-- begin --

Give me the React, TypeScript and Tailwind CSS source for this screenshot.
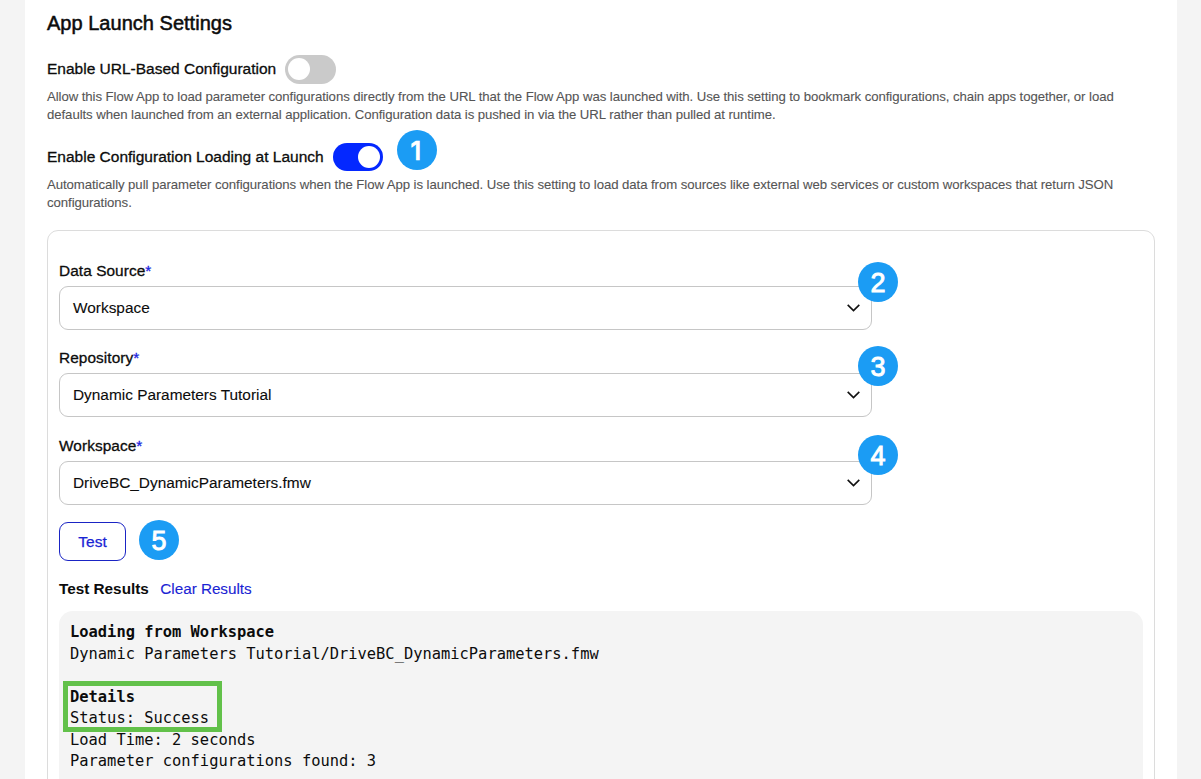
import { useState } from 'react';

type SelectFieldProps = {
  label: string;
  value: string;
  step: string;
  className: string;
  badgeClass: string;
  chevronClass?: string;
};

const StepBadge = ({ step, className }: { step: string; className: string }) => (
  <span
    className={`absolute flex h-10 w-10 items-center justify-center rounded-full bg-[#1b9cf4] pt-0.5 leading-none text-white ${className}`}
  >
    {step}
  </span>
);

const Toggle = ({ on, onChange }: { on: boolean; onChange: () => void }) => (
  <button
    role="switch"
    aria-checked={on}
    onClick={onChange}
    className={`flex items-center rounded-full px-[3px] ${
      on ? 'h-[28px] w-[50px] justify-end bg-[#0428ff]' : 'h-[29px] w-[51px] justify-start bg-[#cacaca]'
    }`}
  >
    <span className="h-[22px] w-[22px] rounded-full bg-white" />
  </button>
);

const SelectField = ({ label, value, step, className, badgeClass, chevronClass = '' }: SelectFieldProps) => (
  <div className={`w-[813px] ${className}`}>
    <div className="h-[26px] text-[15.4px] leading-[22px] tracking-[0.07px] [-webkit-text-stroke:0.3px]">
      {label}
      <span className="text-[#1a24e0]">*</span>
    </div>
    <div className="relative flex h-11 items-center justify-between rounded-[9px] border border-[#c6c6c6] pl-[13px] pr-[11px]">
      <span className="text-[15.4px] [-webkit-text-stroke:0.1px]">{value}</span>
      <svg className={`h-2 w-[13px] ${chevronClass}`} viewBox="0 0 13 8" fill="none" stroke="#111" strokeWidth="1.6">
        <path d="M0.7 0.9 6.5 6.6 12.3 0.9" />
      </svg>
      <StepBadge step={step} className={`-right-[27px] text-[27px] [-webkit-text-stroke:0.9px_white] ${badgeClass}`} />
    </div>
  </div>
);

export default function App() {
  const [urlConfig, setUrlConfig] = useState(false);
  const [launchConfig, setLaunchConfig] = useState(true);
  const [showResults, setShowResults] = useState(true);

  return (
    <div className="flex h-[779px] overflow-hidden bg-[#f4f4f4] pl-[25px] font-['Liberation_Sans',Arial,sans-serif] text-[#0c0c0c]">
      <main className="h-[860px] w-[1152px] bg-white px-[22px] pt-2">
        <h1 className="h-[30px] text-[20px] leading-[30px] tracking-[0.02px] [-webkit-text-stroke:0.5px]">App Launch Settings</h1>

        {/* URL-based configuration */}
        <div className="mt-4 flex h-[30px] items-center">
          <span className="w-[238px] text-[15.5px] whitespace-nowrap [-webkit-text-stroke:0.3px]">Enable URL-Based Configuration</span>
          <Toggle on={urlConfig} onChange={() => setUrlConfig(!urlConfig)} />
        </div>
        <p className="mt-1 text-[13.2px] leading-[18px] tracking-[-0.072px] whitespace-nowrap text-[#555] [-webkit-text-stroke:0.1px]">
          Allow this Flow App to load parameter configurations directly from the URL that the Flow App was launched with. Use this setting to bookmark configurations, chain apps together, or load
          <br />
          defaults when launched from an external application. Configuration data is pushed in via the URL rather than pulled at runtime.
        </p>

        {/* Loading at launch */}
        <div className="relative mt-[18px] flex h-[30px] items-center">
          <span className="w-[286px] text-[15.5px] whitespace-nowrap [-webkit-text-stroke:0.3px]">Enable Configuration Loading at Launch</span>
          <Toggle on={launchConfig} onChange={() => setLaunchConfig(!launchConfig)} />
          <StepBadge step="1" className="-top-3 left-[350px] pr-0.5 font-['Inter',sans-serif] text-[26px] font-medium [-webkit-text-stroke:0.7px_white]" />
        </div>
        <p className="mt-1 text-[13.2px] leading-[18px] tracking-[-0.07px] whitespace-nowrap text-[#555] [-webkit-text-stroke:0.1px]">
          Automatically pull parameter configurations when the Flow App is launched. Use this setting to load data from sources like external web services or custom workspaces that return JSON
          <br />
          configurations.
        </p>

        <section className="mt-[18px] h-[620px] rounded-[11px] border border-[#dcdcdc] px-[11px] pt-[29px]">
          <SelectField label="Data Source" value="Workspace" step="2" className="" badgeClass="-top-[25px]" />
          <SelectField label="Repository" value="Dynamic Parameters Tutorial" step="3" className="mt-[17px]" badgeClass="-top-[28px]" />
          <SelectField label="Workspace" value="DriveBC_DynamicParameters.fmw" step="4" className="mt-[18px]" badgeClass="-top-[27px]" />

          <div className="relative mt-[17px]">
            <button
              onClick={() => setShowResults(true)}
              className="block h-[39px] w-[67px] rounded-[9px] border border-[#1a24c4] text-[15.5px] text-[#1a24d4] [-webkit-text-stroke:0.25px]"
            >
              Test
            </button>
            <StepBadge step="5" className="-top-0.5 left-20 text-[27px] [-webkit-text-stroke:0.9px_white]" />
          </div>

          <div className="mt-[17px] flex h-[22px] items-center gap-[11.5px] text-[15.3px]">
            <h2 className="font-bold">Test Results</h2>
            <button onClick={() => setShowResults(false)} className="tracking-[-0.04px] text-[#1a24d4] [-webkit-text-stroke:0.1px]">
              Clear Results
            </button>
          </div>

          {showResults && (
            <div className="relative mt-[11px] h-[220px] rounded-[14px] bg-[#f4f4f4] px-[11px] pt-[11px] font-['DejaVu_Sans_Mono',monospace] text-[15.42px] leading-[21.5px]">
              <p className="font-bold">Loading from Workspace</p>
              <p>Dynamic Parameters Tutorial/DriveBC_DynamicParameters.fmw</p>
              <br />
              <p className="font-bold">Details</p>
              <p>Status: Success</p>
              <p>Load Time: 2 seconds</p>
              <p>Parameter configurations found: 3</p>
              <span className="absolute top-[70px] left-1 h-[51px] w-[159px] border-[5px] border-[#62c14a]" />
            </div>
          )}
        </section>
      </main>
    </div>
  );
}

-- end --
-- begin --

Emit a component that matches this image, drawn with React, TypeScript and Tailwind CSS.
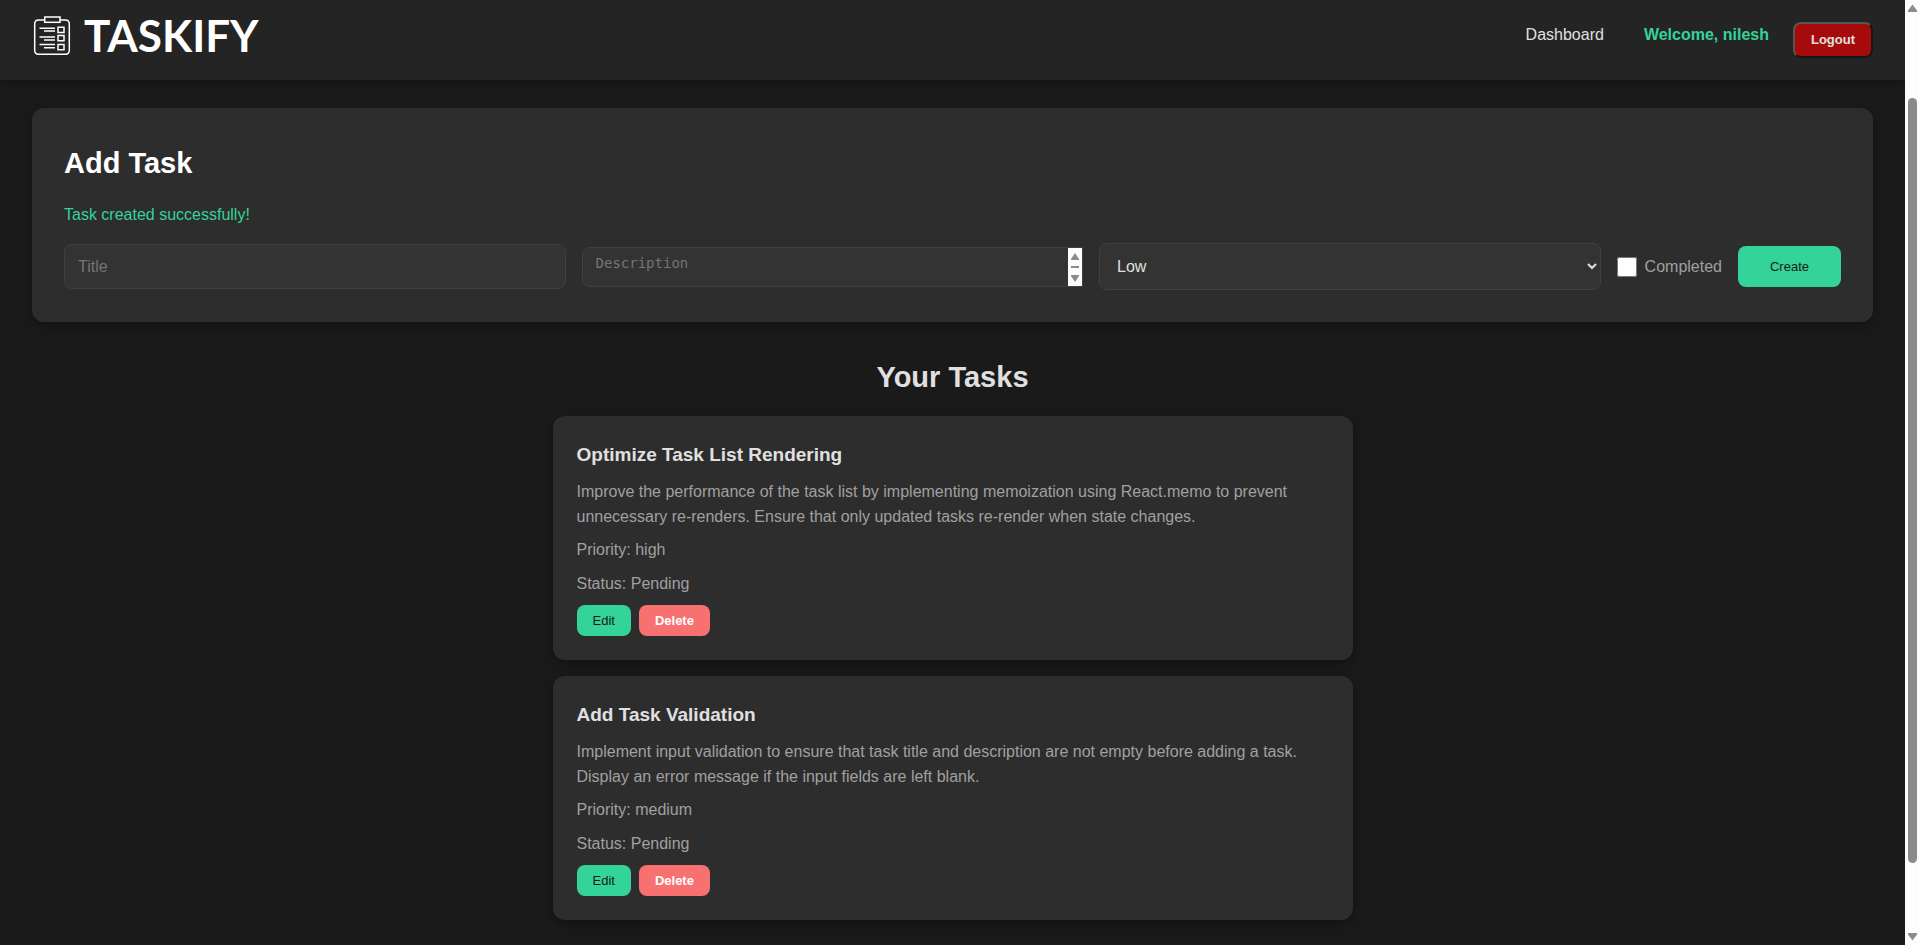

-- end --

What is needed ::
Search the entries for the word "this" and gather every line where it appears.

The response ::
Give me the React, TypeScript and Tailwind CSS source for this screenshot.
          Allow this Flow App to load parameter configurations directly from the URL that the Flow App was launched with. Use this setting to bookmark configurations, chain apps together, or load
          Automatically pull parameter configurations when the Flow App is launched. Use this setting to load data from sources like external web services or custom workspaces that return JSON
Emit a component that matches this image, drawn with React, TypeScript and Tailwind CSS.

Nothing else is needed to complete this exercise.